The United States national anthem brags that America is “the land of the free and the home of the brave”. Is it? This is America modulates the leitmotif of the black refugee within his/her own country, but on the move, as beautifully portrayed by Melvin Van Peebles’ Sweet Sweetback’s Baadasssss (1971).
“This film is dedicated to all the Brothers and Sisters who had enough of the Man”, says a title card of the movie. That also could easily be on Childish’s work, for it strongly communicates with those who experience, through the mere act of trying to stay alive, terror and contradiction.

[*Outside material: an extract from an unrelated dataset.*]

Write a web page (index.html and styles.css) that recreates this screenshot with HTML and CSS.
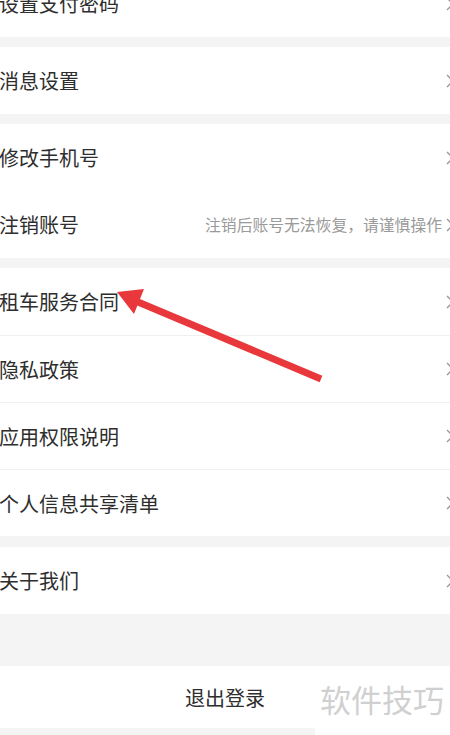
FILE: index.html
```html
<!DOCTYPE html>
<html lang="zh-CN">
<head>
<meta charset="utf-8">
<title>设置</title>
<link rel="stylesheet" href="styles.css">
</head>
<body>
<div class="page">
  <section class="group first">
    <div class="row"><span class="label">设置支付密码</span><span class="chev"><svg width="8" height="14" viewBox="0 0 8 14"><path d="M1 1 L7 7 L1 13" fill="none" stroke="#999" stroke-width="1.3"/></svg></span></div>
  </section>
  <section class="group">
    <div class="row"><span class="label">消息设置</span><span class="chev"><svg width="8" height="14" viewBox="0 0 8 14"><path d="M1 1 L7 7 L1 13" fill="none" stroke="#999" stroke-width="1.3"/></svg></span></div>
  </section>
  <section class="group">
    <div class="row"><span class="label">修改手机号</span><span class="chev"><svg width="8" height="14" viewBox="0 0 8 14"><path d="M1 1 L7 7 L1 13" fill="none" stroke="#999" stroke-width="1.3"/></svg></span></div>
    <div class="row"><span class="label">注销账号</span><span class="hint">注销后账号无法恢复，请谨慎操作</span><span class="chev"><svg width="8" height="14" viewBox="0 0 8 14"><path d="M1 1 L7 7 L1 13" fill="none" stroke="#999" stroke-width="1.3"/></svg></span></div>
  </section>
  <section class="group g4">
    <div class="row"><span class="label">租车服务合同</span><span class="chev"><svg width="8" height="14" viewBox="0 0 8 14"><path d="M1 1 L7 7 L1 13" fill="none" stroke="#999" stroke-width="1.3"/></svg></span></div>
    <div class="row line"><span class="label">隐私政策</span><span class="chev"><svg width="8" height="14" viewBox="0 0 8 14"><path d="M1 1 L7 7 L1 13" fill="none" stroke="#999" stroke-width="1.3"/></svg></span></div>
    <div class="row line"><span class="label">应用权限说明</span><span class="chev"><svg width="8" height="14" viewBox="0 0 8 14"><path d="M1 1 L7 7 L1 13" fill="none" stroke="#999" stroke-width="1.3"/></svg></span></div>
    <div class="row line"><span class="label">个人信息共享清单</span><span class="chev"><svg width="8" height="14" viewBox="0 0 8 14"><path d="M1 1 L7 7 L1 13" fill="none" stroke="#999" stroke-width="1.3"/></svg></span></div>
  </section>
  <section class="group g5">
    <div class="row"><span class="label">关于我们</span><span class="chev"><svg width="8" height="14" viewBox="0 0 8 14"><path d="M1 1 L7 7 L1 13" fill="none" stroke="#999" stroke-width="1.3"/></svg></span></div>
  </section>
  <div class="logout">退出登录</div>
</div>
<svg class="arrow" width="450" height="735" viewBox="0 0 450 735">
  <line x1="138" y1="302" x2="321" y2="379" stroke="#e8383b" stroke-width="7" stroke-linecap="butt"/>
  <polygon points="117,292 144,289 134,314" fill="#e8383b"/>
</svg>
<div class="watermark">软件技巧</div>
</body>
</html>
```

FILE: styles.css
```css
html, body {
  margin: 0;
  padding: 0;
}
body {
  width: 450px;
  height: 735px;
  overflow: hidden;
  background: #f4f4f4;
  font-family: "Noto Sans CJK SC", "Noto Sans", sans-serif;
  position: relative;
}
.page {
  display: flex;
  flex-direction: column;
}
.group {
  background: #fff;
  margin-bottom: 10px;
}
.group.first {
  margin-top: -30px;
}
.group.g4 {
  margin-bottom: 11px;
}
.group.g5 {
  margin-bottom: 52px;
}
.row {
  height: 67px;
  box-sizing: border-box;
  display: flex;
  align-items: center;
  margin-left: -1px;
}
.row.line {
  border-top: 1px solid #f0f0f0;
}
.label {
  font-size: 20px;
  color: #2e2e2e;
  flex: 1;
}
.hint {
  font-size: 15.8px;
  color: #9a9a9a;
  margin-right: 4px;
}
.chev {
  width: 8px;
  display: flex;
  align-items: center;
  margin-right: -4px;
}
.chev svg {
  display: block;
}
.logout {
  height: 62px;
  background: #fff;
  display: flex;
  align-items: center;
  justify-content: center;
  font-size: 20px;
  color: #2e2e2e;
}
.arrow {
  position: absolute;
  left: 0;
  top: 0;
  pointer-events: none;
}
.watermark {
  position: absolute;
  left: 315px;
  top: 676px;
  width: 135px;
  height: 59px;
  background: #fff;
  color: #d0d0d0;
  font-size: 31px;
  line-height: 46px;
  padding-left: 5px;
  box-sizing: border-box;
}
```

One last word: who holds the camera in This is America? I ask this metaphorically, for we see Hiro Murai’s credit as director – Murai is a longtime collaborator of Childish/Donald – and Larkin Seiple’s as cinematographer. Childish and the rest of the cast perform straight to the camera, aware that they are being seen. With that being said, who has the agency of the gaze in This is America? Is it white America or Black America that holds the camera?
As in most of the artistic creations in which Childish/Donald is involved, there’s no indisputable answer.
[1] I recommend reading Paul Gilroy’s The Black Atlantic: Modernity and Double Consciousness, in which the author investigates the Atlantic Ocean as a symbolic territory of active exchanges and remembrance.
[2] I’m not the first one to attest how, since Destiny’s Child, the idea of power from Beyonce’s music can’t be dissociated with the accumulation of capital and the subsequent power provided by having money.
[3] Since we are talking about the money-related power, I recommend a close look at The Story of OJ’s lyrics, 4:44’s second track.
[4] To Pimp a Butterfly is permeated with a deep concern of loosing one’s agency once you are catapulted to superstardom. This is a feeling explored by the first lines of the poem, fragments of which are inserted in several songs: “I remember you was conflicted, misusing your influence”.